▶ _DIRECTION_
Copy every line of the listing that holds the string "components".

▶ _Saved data entries_
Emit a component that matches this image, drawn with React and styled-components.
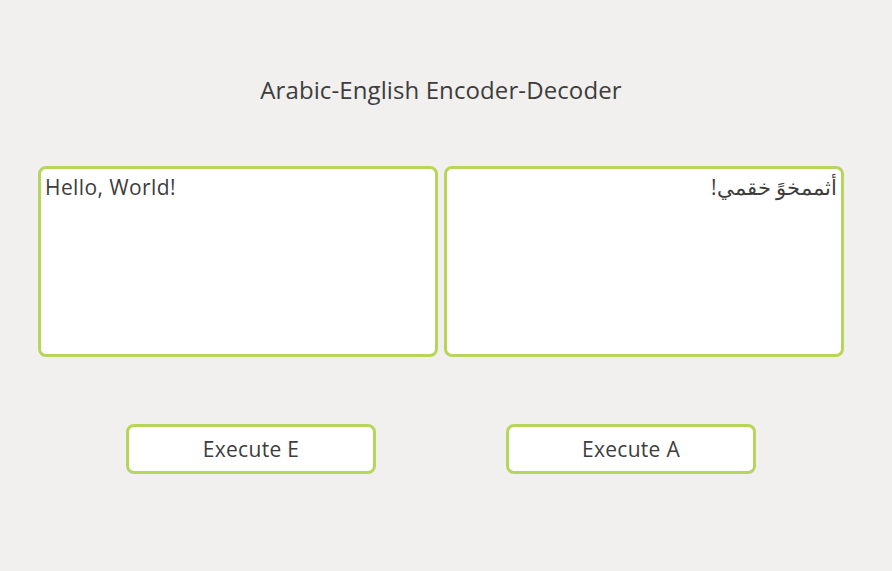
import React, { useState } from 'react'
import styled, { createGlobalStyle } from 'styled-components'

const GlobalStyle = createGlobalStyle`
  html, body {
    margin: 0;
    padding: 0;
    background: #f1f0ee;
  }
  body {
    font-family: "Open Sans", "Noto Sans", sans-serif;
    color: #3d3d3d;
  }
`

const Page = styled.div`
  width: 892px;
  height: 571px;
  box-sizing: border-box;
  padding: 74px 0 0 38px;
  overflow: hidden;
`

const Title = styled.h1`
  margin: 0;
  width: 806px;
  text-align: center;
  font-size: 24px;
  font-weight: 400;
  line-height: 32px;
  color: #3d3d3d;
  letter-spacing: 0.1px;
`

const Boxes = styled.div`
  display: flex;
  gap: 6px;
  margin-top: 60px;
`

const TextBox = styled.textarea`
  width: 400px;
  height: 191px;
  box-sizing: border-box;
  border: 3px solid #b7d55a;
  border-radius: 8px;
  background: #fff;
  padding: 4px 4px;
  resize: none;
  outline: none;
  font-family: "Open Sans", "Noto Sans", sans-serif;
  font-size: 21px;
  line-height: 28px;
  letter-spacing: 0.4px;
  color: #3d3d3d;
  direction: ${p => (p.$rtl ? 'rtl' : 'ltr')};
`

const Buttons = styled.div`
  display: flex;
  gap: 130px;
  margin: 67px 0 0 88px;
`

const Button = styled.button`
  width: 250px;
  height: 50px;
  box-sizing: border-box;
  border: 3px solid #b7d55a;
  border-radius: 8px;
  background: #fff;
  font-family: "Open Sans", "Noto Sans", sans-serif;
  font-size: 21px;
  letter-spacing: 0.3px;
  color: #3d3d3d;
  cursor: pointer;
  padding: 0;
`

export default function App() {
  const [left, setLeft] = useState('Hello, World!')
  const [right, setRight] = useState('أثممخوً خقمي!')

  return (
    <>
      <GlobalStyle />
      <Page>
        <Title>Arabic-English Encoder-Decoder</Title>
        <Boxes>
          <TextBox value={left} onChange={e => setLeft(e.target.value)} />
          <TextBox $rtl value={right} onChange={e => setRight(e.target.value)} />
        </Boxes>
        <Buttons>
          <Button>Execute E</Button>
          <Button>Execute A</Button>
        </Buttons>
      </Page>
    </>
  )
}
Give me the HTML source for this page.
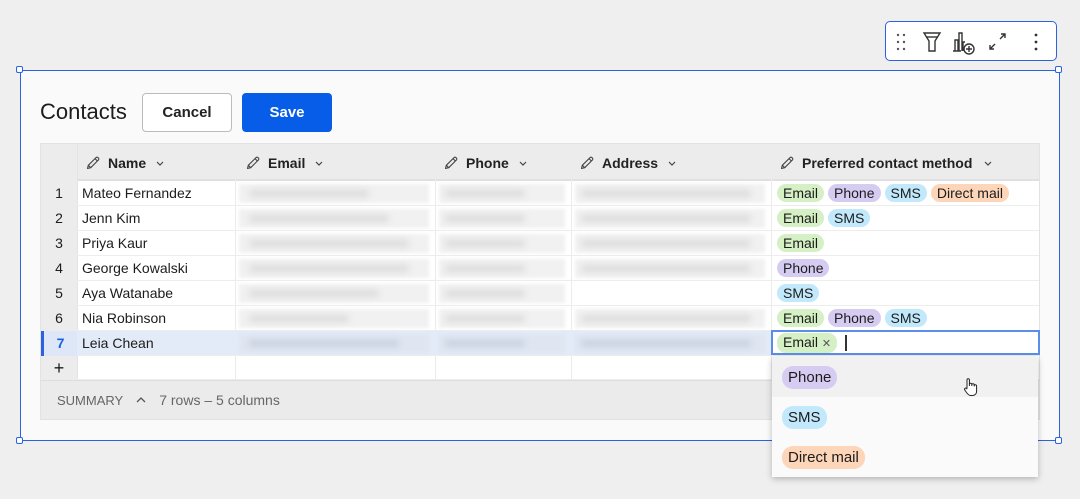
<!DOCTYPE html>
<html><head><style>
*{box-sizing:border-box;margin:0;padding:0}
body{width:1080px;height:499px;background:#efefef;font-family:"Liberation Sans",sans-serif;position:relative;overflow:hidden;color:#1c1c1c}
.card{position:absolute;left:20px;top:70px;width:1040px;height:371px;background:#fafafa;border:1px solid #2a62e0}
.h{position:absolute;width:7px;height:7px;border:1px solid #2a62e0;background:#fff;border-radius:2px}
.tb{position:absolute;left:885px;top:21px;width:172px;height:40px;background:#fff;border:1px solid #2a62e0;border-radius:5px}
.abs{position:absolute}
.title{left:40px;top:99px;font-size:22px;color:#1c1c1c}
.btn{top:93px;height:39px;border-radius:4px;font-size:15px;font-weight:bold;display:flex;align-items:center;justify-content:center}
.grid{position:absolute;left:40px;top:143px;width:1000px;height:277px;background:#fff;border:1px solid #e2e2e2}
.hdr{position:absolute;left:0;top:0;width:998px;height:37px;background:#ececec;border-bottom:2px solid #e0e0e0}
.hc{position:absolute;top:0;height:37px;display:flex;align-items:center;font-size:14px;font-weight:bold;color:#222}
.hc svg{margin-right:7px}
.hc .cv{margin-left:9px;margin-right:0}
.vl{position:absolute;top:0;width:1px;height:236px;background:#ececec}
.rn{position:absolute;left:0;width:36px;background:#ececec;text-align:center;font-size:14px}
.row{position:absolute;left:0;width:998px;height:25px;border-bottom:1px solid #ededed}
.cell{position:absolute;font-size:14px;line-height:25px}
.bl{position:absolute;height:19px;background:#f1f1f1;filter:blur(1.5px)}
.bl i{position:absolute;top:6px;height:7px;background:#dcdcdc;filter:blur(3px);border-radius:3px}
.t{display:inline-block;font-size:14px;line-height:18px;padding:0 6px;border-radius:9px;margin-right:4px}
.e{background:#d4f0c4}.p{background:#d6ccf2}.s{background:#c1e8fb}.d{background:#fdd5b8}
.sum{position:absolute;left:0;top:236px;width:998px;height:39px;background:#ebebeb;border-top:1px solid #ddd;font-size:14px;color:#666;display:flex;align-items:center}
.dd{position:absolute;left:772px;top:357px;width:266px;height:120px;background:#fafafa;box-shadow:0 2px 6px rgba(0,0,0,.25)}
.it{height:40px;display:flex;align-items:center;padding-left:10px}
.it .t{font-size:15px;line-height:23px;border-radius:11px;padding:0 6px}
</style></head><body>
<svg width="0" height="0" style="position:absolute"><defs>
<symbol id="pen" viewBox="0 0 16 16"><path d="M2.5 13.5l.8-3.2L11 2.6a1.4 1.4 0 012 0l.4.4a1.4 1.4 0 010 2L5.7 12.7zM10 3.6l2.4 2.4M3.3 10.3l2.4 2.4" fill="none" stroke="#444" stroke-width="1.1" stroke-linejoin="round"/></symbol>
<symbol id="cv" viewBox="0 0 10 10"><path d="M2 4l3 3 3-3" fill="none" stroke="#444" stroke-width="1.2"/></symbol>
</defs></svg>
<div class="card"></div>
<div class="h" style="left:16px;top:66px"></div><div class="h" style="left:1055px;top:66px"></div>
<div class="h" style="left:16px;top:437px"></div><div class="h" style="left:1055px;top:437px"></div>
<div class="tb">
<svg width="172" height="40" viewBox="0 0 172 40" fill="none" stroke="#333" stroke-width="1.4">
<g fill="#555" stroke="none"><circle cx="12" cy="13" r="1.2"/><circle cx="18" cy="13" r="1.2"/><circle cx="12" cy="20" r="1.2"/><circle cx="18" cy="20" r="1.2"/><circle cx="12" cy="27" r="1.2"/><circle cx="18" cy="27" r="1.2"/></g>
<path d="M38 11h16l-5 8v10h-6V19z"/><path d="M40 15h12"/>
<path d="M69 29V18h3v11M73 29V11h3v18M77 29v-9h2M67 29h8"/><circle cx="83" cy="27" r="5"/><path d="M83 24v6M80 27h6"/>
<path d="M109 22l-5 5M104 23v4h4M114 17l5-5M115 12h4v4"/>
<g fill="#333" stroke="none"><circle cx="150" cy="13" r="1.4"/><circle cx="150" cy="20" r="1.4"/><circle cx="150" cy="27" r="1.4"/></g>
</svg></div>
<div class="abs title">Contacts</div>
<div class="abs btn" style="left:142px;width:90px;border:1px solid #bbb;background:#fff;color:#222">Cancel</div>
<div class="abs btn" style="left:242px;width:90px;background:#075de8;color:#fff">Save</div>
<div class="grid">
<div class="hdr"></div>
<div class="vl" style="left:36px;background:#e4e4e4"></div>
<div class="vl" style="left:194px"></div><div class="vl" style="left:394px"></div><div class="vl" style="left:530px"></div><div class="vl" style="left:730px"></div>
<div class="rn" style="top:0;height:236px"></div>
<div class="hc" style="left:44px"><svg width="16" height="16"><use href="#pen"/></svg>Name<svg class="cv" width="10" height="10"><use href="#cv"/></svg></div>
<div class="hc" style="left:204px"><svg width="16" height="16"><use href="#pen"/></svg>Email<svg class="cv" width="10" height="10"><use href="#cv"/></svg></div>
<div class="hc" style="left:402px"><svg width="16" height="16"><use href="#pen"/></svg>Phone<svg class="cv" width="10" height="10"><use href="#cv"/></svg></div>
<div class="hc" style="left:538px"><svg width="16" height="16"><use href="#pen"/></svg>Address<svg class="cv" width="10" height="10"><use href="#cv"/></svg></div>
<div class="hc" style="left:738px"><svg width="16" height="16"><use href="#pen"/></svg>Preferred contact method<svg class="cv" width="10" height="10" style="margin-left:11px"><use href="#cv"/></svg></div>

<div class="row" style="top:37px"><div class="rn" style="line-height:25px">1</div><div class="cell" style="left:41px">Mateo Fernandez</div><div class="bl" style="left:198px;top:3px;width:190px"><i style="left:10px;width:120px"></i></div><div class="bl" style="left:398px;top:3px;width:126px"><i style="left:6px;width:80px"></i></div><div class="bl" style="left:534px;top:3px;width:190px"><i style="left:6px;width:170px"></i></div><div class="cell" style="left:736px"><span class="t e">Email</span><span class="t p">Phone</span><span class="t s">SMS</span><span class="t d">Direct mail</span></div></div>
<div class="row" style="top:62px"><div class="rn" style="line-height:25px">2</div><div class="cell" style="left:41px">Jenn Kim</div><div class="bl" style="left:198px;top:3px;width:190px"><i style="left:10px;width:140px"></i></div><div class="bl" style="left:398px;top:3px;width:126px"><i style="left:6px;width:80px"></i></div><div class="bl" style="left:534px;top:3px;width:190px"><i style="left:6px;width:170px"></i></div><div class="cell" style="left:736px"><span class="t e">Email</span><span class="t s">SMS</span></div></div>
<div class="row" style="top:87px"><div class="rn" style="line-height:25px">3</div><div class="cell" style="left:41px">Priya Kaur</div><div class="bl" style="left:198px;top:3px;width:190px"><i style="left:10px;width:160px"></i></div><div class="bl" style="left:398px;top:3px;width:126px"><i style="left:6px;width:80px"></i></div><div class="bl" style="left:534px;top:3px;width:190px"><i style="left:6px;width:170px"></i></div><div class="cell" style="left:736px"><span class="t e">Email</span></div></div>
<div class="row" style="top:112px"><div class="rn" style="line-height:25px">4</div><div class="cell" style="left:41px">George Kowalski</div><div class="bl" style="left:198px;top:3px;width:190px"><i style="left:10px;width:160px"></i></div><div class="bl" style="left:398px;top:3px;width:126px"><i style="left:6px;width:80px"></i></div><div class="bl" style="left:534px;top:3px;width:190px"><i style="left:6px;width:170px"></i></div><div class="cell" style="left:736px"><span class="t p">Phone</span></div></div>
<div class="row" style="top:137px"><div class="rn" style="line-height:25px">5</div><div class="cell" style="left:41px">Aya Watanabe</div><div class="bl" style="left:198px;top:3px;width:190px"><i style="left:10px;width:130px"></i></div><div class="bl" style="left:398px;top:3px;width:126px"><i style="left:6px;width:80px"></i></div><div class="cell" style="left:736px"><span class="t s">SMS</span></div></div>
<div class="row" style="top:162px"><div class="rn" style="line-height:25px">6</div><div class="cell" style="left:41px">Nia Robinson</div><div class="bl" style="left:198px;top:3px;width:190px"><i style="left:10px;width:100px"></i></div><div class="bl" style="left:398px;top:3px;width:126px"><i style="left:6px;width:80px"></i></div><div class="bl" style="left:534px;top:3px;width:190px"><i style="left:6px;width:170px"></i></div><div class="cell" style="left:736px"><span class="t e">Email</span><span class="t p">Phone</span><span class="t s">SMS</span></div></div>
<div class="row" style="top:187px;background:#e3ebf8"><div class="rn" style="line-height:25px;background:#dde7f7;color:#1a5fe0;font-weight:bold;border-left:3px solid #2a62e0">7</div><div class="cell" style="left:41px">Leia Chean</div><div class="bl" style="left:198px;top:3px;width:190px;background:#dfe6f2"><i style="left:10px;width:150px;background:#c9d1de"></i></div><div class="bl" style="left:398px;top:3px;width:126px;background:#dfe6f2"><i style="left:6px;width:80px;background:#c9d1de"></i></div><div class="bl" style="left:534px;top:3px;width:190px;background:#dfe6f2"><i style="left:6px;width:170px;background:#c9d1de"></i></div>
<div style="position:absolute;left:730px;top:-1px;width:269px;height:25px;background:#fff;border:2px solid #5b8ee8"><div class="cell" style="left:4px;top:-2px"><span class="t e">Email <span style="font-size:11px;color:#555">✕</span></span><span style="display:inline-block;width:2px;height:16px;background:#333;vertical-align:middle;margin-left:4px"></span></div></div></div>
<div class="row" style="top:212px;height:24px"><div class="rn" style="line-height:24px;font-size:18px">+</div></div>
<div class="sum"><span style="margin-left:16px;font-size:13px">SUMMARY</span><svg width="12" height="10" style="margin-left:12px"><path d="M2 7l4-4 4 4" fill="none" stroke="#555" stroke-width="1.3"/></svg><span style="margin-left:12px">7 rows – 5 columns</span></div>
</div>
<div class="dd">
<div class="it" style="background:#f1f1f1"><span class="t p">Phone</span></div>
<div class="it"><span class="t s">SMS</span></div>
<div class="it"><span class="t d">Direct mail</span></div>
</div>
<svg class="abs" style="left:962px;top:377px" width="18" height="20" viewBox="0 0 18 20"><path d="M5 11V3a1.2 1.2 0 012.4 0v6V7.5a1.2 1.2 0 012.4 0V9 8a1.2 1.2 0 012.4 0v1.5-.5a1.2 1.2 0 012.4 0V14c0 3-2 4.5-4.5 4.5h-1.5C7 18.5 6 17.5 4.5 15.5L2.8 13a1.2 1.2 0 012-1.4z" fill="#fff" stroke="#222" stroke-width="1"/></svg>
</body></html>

▶ _OUTPUT BELOW_
Emit a component that matches this image, drawn with React and styled-components.
import styled, { createGlobalStyle } from 'styled-components'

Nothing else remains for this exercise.